Entries with page source code

--*--

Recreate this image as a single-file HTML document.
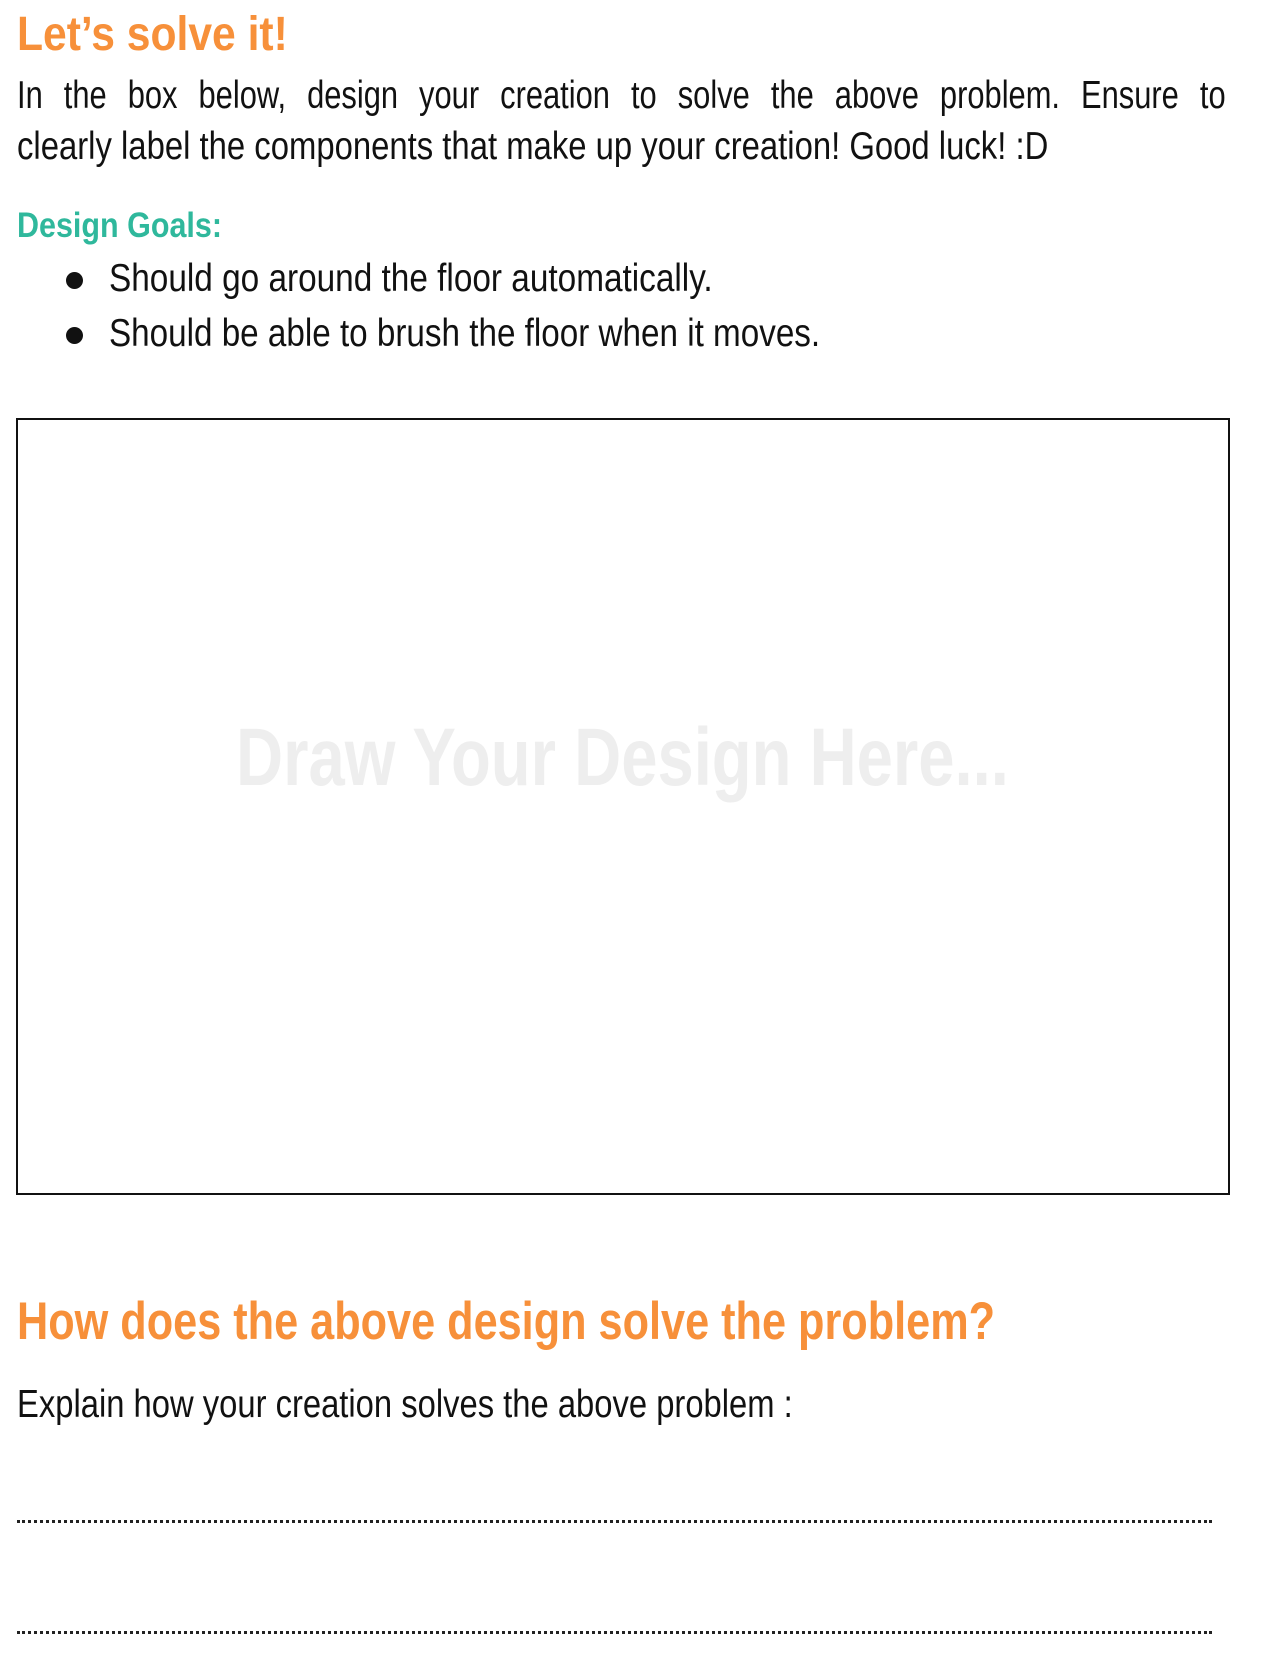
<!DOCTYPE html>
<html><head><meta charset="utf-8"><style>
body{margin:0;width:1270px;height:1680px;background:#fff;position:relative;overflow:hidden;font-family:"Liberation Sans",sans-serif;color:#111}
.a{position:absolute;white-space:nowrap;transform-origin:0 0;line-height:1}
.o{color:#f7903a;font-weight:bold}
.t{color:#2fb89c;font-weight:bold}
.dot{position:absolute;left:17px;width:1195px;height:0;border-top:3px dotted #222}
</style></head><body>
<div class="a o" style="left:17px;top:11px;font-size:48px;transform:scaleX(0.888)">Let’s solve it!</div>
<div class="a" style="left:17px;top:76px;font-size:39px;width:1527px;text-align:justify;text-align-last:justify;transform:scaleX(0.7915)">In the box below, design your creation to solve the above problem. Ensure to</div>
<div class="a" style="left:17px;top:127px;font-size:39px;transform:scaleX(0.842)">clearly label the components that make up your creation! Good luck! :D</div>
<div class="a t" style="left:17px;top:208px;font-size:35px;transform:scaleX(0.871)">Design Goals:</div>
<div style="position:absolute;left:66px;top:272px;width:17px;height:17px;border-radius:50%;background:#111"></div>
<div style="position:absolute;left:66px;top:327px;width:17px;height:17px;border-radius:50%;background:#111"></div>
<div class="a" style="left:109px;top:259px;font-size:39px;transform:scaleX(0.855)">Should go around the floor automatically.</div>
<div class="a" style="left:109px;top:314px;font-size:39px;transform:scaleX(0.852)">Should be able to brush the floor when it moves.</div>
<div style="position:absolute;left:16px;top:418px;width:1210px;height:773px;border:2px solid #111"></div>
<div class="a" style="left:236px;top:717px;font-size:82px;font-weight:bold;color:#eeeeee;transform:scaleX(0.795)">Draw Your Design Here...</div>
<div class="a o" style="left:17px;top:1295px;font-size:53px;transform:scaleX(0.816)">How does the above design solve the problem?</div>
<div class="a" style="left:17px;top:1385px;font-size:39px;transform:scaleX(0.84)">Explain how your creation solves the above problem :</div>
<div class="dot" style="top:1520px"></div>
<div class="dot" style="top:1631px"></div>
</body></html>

--*--

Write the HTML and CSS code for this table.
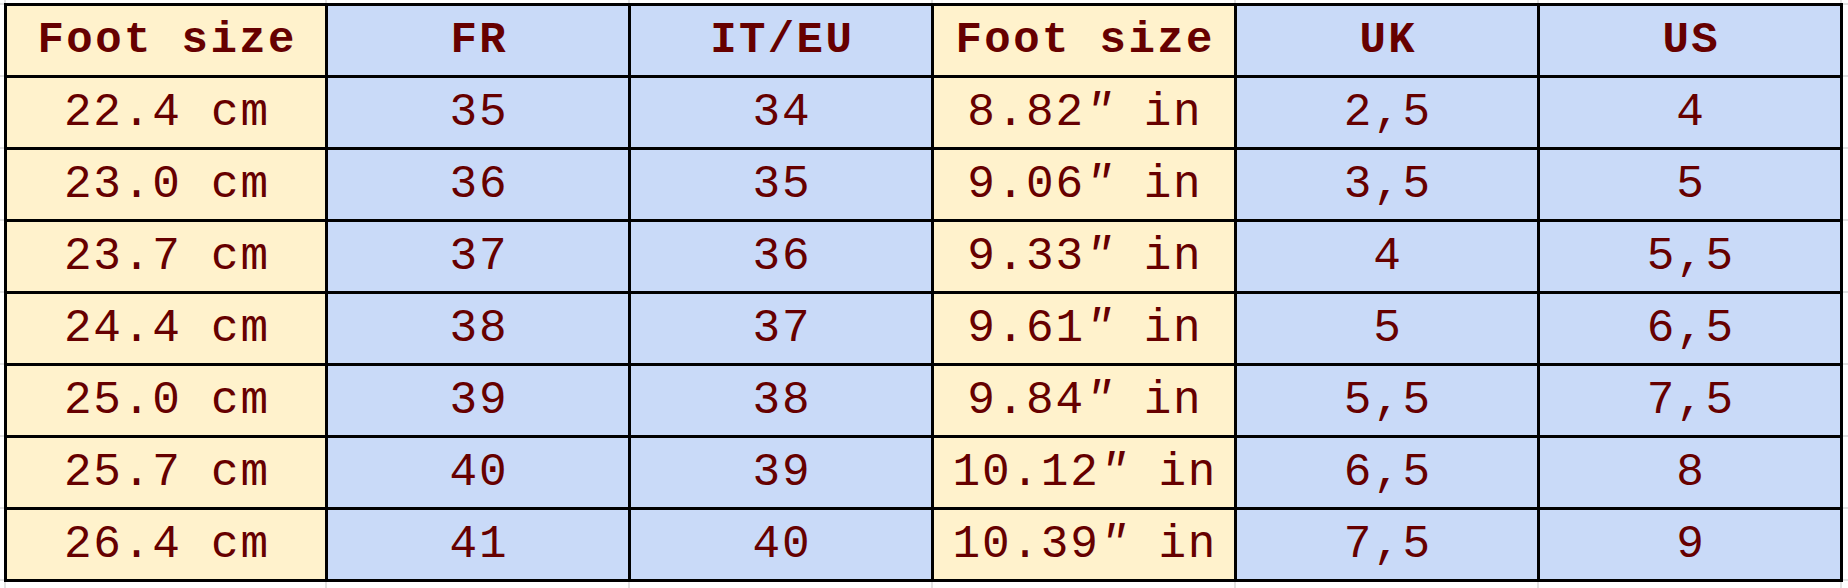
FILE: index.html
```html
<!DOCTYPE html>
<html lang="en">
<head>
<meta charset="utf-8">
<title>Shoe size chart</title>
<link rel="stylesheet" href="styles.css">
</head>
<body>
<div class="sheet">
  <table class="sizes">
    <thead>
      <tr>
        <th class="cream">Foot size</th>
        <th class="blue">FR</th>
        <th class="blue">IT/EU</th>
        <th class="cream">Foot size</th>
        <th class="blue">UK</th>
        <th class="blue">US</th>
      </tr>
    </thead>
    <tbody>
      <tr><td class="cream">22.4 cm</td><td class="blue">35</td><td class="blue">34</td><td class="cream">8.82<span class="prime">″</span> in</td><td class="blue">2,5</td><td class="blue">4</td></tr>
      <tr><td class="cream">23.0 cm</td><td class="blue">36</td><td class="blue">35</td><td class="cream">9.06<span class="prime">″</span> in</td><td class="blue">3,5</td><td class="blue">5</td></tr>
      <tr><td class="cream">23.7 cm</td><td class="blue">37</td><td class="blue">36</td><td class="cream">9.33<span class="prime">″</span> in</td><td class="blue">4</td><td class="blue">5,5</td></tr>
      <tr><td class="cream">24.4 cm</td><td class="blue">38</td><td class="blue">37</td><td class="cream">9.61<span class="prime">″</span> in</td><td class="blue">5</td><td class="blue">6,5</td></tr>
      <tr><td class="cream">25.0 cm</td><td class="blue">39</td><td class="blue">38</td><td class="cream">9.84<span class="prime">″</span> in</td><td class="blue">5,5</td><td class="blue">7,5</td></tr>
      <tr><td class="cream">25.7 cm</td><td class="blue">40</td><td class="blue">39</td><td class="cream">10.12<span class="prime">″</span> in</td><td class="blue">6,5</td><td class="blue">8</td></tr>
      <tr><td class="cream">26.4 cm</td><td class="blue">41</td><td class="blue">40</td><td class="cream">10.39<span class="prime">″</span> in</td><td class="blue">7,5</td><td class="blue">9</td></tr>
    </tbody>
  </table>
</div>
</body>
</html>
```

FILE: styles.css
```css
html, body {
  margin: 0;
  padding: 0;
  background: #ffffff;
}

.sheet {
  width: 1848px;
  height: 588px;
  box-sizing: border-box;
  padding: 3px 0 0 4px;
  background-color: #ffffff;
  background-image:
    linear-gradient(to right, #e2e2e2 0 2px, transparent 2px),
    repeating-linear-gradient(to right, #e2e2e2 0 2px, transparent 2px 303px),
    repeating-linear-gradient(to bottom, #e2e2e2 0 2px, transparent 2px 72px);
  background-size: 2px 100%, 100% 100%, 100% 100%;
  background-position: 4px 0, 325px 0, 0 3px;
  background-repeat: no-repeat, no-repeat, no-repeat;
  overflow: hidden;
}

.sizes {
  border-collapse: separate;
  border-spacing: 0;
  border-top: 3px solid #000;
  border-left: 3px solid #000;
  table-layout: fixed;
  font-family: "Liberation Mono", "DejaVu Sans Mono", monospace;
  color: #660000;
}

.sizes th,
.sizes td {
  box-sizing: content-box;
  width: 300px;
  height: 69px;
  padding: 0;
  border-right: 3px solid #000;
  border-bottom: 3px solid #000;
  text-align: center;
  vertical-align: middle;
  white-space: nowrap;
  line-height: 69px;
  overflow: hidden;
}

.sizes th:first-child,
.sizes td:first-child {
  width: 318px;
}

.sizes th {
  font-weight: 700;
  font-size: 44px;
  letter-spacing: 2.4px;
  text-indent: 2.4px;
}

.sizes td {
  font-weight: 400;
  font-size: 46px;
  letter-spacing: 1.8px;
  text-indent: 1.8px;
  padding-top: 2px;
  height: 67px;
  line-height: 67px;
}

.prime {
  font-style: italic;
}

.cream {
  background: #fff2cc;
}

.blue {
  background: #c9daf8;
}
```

--*--

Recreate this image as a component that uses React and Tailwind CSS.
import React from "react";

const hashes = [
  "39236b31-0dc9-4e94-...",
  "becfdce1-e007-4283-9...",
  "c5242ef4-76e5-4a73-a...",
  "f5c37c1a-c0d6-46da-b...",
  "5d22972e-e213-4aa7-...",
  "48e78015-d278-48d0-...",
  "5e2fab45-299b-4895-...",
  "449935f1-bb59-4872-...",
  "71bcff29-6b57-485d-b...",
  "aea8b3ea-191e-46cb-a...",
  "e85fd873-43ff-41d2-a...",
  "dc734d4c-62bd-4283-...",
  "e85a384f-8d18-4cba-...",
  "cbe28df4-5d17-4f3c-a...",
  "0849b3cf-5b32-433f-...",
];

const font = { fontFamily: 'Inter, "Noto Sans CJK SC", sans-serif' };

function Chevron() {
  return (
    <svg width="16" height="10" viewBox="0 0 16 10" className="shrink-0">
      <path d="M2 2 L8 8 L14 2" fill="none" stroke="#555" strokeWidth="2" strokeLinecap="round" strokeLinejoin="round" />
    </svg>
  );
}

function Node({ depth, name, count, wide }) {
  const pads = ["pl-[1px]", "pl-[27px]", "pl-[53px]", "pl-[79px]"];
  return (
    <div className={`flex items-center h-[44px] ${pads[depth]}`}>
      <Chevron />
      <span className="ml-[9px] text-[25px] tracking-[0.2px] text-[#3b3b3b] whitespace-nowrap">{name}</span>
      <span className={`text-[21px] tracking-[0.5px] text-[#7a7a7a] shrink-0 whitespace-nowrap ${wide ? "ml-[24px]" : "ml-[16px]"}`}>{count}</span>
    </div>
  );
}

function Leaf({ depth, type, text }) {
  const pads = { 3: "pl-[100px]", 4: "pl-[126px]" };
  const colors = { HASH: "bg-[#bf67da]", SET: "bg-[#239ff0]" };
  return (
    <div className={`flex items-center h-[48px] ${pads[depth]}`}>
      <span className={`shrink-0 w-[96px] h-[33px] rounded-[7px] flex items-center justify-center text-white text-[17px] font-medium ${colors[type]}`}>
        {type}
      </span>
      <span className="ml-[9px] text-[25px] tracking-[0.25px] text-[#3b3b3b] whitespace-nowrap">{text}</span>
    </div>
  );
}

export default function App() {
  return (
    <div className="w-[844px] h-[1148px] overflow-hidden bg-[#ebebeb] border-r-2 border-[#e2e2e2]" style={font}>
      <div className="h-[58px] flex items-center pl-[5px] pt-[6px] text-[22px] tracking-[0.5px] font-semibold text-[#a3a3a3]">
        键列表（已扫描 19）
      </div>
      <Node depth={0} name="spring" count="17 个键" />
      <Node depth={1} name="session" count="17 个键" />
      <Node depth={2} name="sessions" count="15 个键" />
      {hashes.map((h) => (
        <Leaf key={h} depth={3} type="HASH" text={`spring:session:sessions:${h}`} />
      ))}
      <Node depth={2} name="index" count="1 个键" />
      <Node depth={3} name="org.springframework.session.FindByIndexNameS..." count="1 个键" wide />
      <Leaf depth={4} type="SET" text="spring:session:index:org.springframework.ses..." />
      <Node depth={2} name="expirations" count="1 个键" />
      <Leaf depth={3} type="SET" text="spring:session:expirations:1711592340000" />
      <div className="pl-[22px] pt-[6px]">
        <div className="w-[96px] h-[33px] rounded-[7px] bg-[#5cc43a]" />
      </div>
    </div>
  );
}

--*--

◆ **Task statement**
Using the listing above, locate the lines that hold "this" and copy each one.

◆ **Problem solution**
Recreate this image as a single-file HTML document.
Write the HTML and CSS code for this table.
Recreate this image as a component that uses React and Tailwind CSS.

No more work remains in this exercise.